Jessie has been gathering, connecting and introducing people for most of her working life, so something like She Speaks was a natural progression of that - but just doing it for herself and ultimately other women.
My Take
What I find most inspiring is Jessie’s unwavering self-belief when her husband suggested cancelling expenses to prepare for uncertain times. Jessie simply knew it would work. Not hoped, not thought it might - knew. That certainty, combined with two decades of relationship and reputation building, created something brilliant but also sustainable.
It’s quite rare these days that communities are created with no hidden (or obvious!) agenda for monetisation. Whilst the people in the community do get value from the experiences, there is usually a point where you are eventually sold to.

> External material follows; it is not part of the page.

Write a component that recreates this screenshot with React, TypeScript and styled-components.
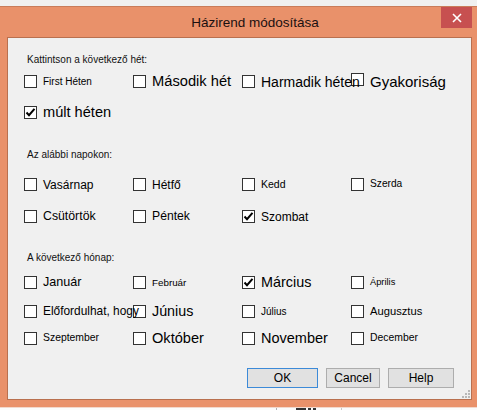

With She Speaks, Jessie has created something that exists purely to bring people together. There's something powerful and almost ancient about women gathering to simply share stories with each other. Before networking became a LinkedIn buzzword and community became a marketing strategy, women have always gathered in circles - to share knowledge, validate experiences, and remind each other they're not alone. She Speaks taps into that primal need for connection without commodifying it.
I'm grateful to have a brilliant friendship network, but life naturally shifts - friends move cities, priorities change, and those spontaneous meetups become harder to coordinate. I’m quite put off my traditional networking events where it all feels like a big sales pitch, so I knew straight away I had to be part of this. Jessie's created exactly what I needed without even knowing it, which seems to have always been her superpower.
Jessie's story is ultimately about trusting yourself enough to just start. No perfect plan, no guarantee of success, just absolute conviction that you'll figure it out because you have always made it work. As she so wisely says, just f***ing do it.